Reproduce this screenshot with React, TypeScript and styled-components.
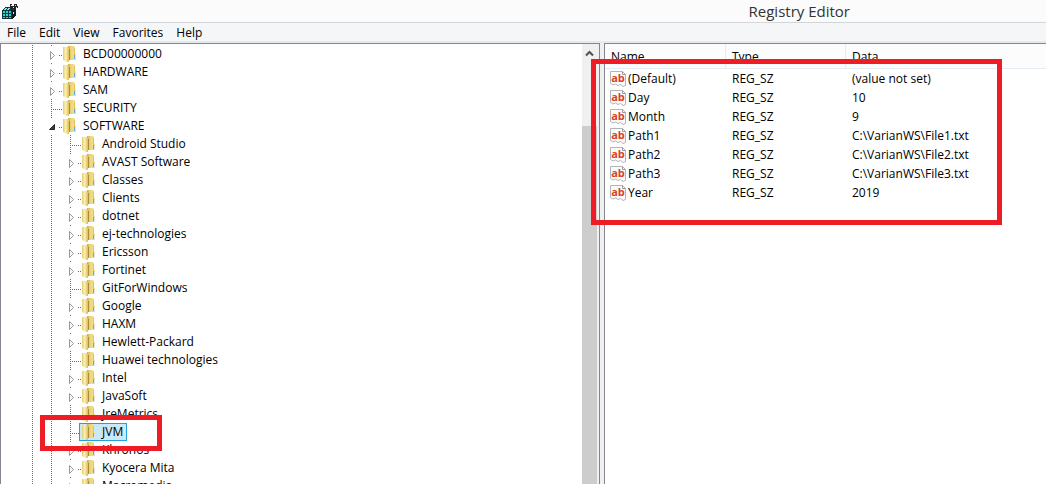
import React from 'react';
import styled, { createGlobalStyle, css } from 'styled-components';

const GlobalStyle = createGlobalStyle`
  * { box-sizing: border-box; }
  body { margin: 0; overflow: hidden; }
`;

const Window = styled.div`
  display: flex;
  flex-direction: column;
  height: 100vh;
  overflow: hidden;
  background: #f0f0f0;
  color: #000;
  font: 12px/18px 'Open Sans', 'Segoe UI', sans-serif;
`;

const TitleBar = styled.header`
  display: flex;
  align-items: center;
  justify-content: space-between;
  flex: none;
  height: 23px;
  padding: 0 196px 0 2px;
  background: #fbfbfb;
  border-bottom: 1px solid #d2d5da;
`;

const Title = styled.h1`
  margin: 0;
  font-size: 15px;
  font-weight: 400;
  line-height: 22px;
  color: #333;
`;

const MenuBar = styled.nav`
  display: flex;
  gap: 1px;
  flex: none;
  height: 20px;
  padding-left: 1px;
  background: #f5f6f7;
  border-bottom: 2px solid #e8e9ec;
`;

const MenuButton = styled.button`
  padding: 0 6px;
  border: 0;
  background: none;
  color: inherit;
  font: inherit;
  line-height: 20px;
`;

const Panes = styled.main`
  display: grid;
  grid-template-columns: minmax(0, 600fr) minmax(0, 442fr);
  column-gap: 4px;
  flex: 1;
  min-height: 0;
`;

const Pane = styled.section`
  position: relative;
  display: flex;
  min-width: 0;
  min-height: 0;
  background: #fff;
  border: solid #828790;
  border-width: 1px 0 0 1px;
`;

const TreePane = styled(Pane)`
  border-right-width: 1px;
`;

const Tree = styled.ul`
  flex: 1;
  min-width: 0;
  margin: 0;
  padding: 1px 0 0 22px;
  overflow: hidden;
  list-style: none;
`;

const TreeRow = styled.li`
  display: flex;
  height: 18px;
  white-space: nowrap;
`;

const Lines = styled.svg`
  flex: none;
  overflow: visible;
`;

const KeyLabel = styled.span<{ $selected?: boolean }>`
  display: flex;
  gap: 6px;
  margin-left: -1px;
  padding: 0 3px 0 2px;
  border: 1px solid transparent;
  line-height: 16px;
  ${({ $selected }) =>
    $selected &&
    css`
      background: #cbe8f6;
      border-color: #26a0da;
    `}
`;

const ScrollBar = styled.div`
  display: flex;
  flex-direction: column;
  flex: none;
  width: 17px;
  padding: 1px 2px 0 0;
  background: #f0f0f0;
`;

const ScrollButton = styled.button`
  display: grid;
  place-items: center;
  flex: none;
  height: 17px;
  padding: 0;
  border: 0;
  background: none;
`;

const ScrollThumb = styled.div`
  flex: 1;
  margin-top: 64px;
  background: #cdcdcd;
`;

const ValueTable = styled.table`
  align-self: flex-start;
  width: 100%;
  table-layout: fixed;
  border-collapse: separate;
  border-spacing: 0;
`;

const HeadCell = styled.th<{ $width?: number }>`
  width: ${({ $width }) => ($width ? `${$width}px` : 'auto')};
  height: 25px;
  padding: 1px 0 0 6px;
  background: #fcfcfc;
  border-bottom: 1px solid #e3ebf8;
  border-right: ${({ $width }) => ($width ? '1px solid #e3ebf8' : '0')};
  font-weight: 400;
  text-align: left;
`;

const Cell = styled.td`
  height: 19px;
  padding: 0 0 0 6px;
  line-height: 19px;
  white-space: nowrap;
`;

const ValueName = styled.span`
  display: flex;
  align-items: center;
  gap: 2px;
  margin-left: -1px;
`;

const TypeGlyph = styled.text`
  fill: #d8431f;
  font: 700 11px 'Open Sans', sans-serif;
  text-anchor: middle;
`;

const Highlight = styled.div<{ $left: number; $top: number; $width: number; $height: number }>`
  position: absolute;
  z-index: 1;
  left: ${({ $left }) => $left}px;
  top: ${({ $top }) => $top}px;
  width: ${({ $width }) => $width}px;
  height: ${({ $height }) => $height}px;
  border: 5px solid #ee1c25;
  pointer-events: none;
`;

type State = 'leaf' | 'closed' | 'open';
type Key = { name: string; depth: number; state: State; selected?: boolean };

const keys: Key[] = [
  { name: 'BCD00000000', depth: 0, state: 'closed' },
  { name: 'HARDWARE', depth: 0, state: 'closed' },
  { name: 'SAM', depth: 0, state: 'closed' },
  { name: 'SECURITY', depth: 0, state: 'leaf' },
  { name: 'SOFTWARE', depth: 0, state: 'open' },
  { name: 'Android Studio', depth: 1, state: 'leaf' },
  { name: 'AVAST Software', depth: 1, state: 'closed' },
  { name: 'Classes', depth: 1, state: 'closed' },
  { name: 'Clients', depth: 1, state: 'closed' },
  { name: 'dotnet', depth: 1, state: 'closed' },
  { name: 'ej-technologies', depth: 1, state: 'closed' },
  { name: 'Ericsson', depth: 1, state: 'closed' },
  { name: 'Fortinet', depth: 1, state: 'closed' },
  { name: 'GitForWindows', depth: 1, state: 'leaf' },
  { name: 'Google', depth: 1, state: 'closed' },
  { name: 'HAXM', depth: 1, state: 'closed' },
  { name: 'Hewlett-Packard', depth: 1, state: 'closed' },
  { name: 'Huawei technologies', depth: 1, state: 'leaf' },
  { name: 'Intel', depth: 1, state: 'closed' },
  { name: 'JavaSoft', depth: 1, state: 'closed' },
  { name: 'JreMetrics', depth: 1, state: 'leaf' },
  { name: 'JVM', depth: 1, state: 'leaf', selected: true },
  { name: 'Khronos', depth: 1, state: 'closed' },
  { name: 'Kyocera Mita', depth: 1, state: 'closed' },
  { name: 'Macromedia', depth: 1, state: 'closed' },
];

const values = [
  ['(Default)', '(value not set)'],
  ['Day', '10'],
  ['Month', '9'],
  ['Path1', 'C:\\VarianWS\\File1.txt'],
  ['Path2', 'C:\\VarianWS\\File2.txt'],
  ['Path3', 'C:\\VarianWS\\File3.txt'],
  ['Year', '2019'],
];

const dots = { stroke: '#6b6b6b', strokeDasharray: '1 1', shapeRendering: 'crispEdges' as const };

const Guide = () => (
  <Lines width="19" height="18" aria-hidden="true">
    <path d="M9.5 0V18" {...dots} />
  </Lines>
);

const Expander = ({ state }: { state: State }) => (
  <Lines width="19" height="18" aria-hidden="true">
    {state === 'leaf' ? (
      <path d="M9.5 0V18M11 10.5H20" {...dots} />
    ) : (
      <path d="M9.5 0V2M17 10.5H20" {...dots} />
    )}
    {state === 'closed' && <path d="M8.5 6.5V14.5L12.5 10.5Z" fill="#fff" stroke="#989898" />}
    {state === 'open' && <path d="M12.500 7.500V12.500H7.500Z" fill="#404040" stroke="#262626" />}
  </Lines>
);

const Folder = () => (
  <svg width="14" height="16" viewBox="0 0 14 16" aria-hidden="true">
    <defs>
      <linearGradient id="folder-front" x1="0" x2="1" y1="0" y2="0">
        <stop offset="0" stopColor="#e6cc6c" />
        <stop offset="0.45" stopColor="#fbf1b6" />
        <stop offset="1" stopColor="#dcbc58" />
      </linearGradient>
      <linearGradient id="folder-back" x1="0" x2="1" y1="0" y2="0">
        <stop offset="0" stopColor="#c9a748" />
        <stop offset="0.35" stopColor="#ecd479" />
        <stop offset="1" stopColor="#f5e492" />
      </linearGradient>
    </defs>
    <path d="M5 0H11L12 1V7L13 8V14H5Z" fill="url(#folder-back)" />
    <path d="M11 2H12V9H11Z" fill="#dfc467" />
    <path d="M0 1H5L6 2V16H4L0 14Z" fill="url(#folder-front)" />
    <path d="M6 3H7V14H6Z" fill="#a98c3c" />
    <path d="M11 9H12V13H11Z" fill="#58aede" />
    <path d="M12 9H13V13H12Z" fill="#d5e9ee" />
  </svg>
);

const StringIcon = () => (
  <svg width="16" height="16" viewBox="0 0 16 16" aria-hidden="true">
    <path
      d="M0.500 0.500H12.500L15.500 3.500V14.500L13 15.500L10.500 13.500L8 14.500L5.500 13L3 14L0.500 12.500Z"
      fill="#fbfbfb"
      stroke="#b4b4b4"
    />
    <path d="M12.500 0.500V3.500H15.500" fill="none" stroke="#999" />
    <TypeGlyph x="8" y="11">ab</TypeGlyph>
  </svg>
);

const AppIcon = () => (
  <svg width="16" height="16" viewBox="0 0 16 16" shapeRendering="crispEdges" aria-hidden="true">
    <path d="M0 7L3 4H9L14 6V12L10 16H0Z" fill="#0a3a3e" />
    <path d="M1 8H3V10H1ZM4 8H6V10H4ZM7 8H9V10H7ZM1 11H3V13H1ZM4 11H6V13H4ZM7 11H9V13H7ZM1 14H3V15H1ZM4 14H6V15H4ZM7 14H9V15H7Z" fill="#2fd0d0" />
    <path d="M3 5H5V6H3ZM6 5H8V6H6ZM2 6H4V7H2ZM5 6H7V7H5Z" fill="#8fe6e6" />
    <path d="M10 7H14V12L10 16Z" fill="#101c1e" />
    <path d="M8 1H10V3H12V1H15V3H16V5H14V7H12V6H10V8H9V4H8Z" fill="#222" />
    <path d="M9 2H10V3H9ZM13 2H14V3H13ZM11 4H12V5H11ZM14 4H15V5H14ZM11 9H12V11H11Z" fill="#b9f2f2" />
  </svg>
);

export default function App() {
  return (
    <Window>
      <GlobalStyle />
      <TitleBar>
        <AppIcon />
        <Title>Registry Editor</Title>
      </TitleBar>
      <MenuBar aria-label="Menu">
        {['File', 'Edit', 'View', 'Favorites', 'Help'].map((item) => (
          <MenuButton key={item} type="button">{item}</MenuButton>
        ))}
      </MenuBar>
      <Panes>
        <TreePane aria-label="Registry keys">
          <Tree>
            {keys.map(({ name, depth, state, selected }) => (
              <TreeRow key={name}>
                <Guide />
                {depth > 0 && <Guide />}
                <Expander state={state} />
                <KeyLabel $selected={selected}>
                  <Folder />
                  {name}
                </KeyLabel>
              </TreeRow>
            ))}
          </Tree>
          <ScrollBar>
            <ScrollButton type="button" aria-label="Scroll up">
              <svg width="9" height="7" viewBox="0 0 9 7" aria-hidden="true">
                <path d="M1 5.500L4.500 2L8 5.500" fill="none" stroke="#505050" strokeWidth="2" />
              </svg>
            </ScrollButton>
            <ScrollThumb />
          </ScrollBar>
          <Highlight $left={39} $top={371} $width={122} $height={36} />
        </TreePane>
        <Pane aria-label="Values">
          <ValueTable>
            <thead>
              <tr>
                <HeadCell $width={121}>Name</HeadCell>
                <HeadCell $width={120}>Type</HeadCell>
                <HeadCell>Data</HeadCell>
              </tr>
            </thead>
            <tbody>
              {values.map(([name, data]) => (
                <tr key={name}>
                  <Cell>
                    <ValueName>
                      <StringIcon />
                      {name}
                    </ValueName>
                  </Cell>
                  <Cell>REG_SZ</Cell>
                  <Cell>{data}</Cell>
                </tr>
              ))}
            </tbody>
          </ValueTable>
          <Highlight $left={-14} $top={15} $width={411} $height={166} />
        </Pane>
      </Panes>
    </Window>
  );
}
########
To do
Scan the material and collect every line that contains "components".

Task solution
Reproduce this screenshot with React, TypeScript and styled-components.
import styled, { createGlobalStyle, css } from 'styled-components';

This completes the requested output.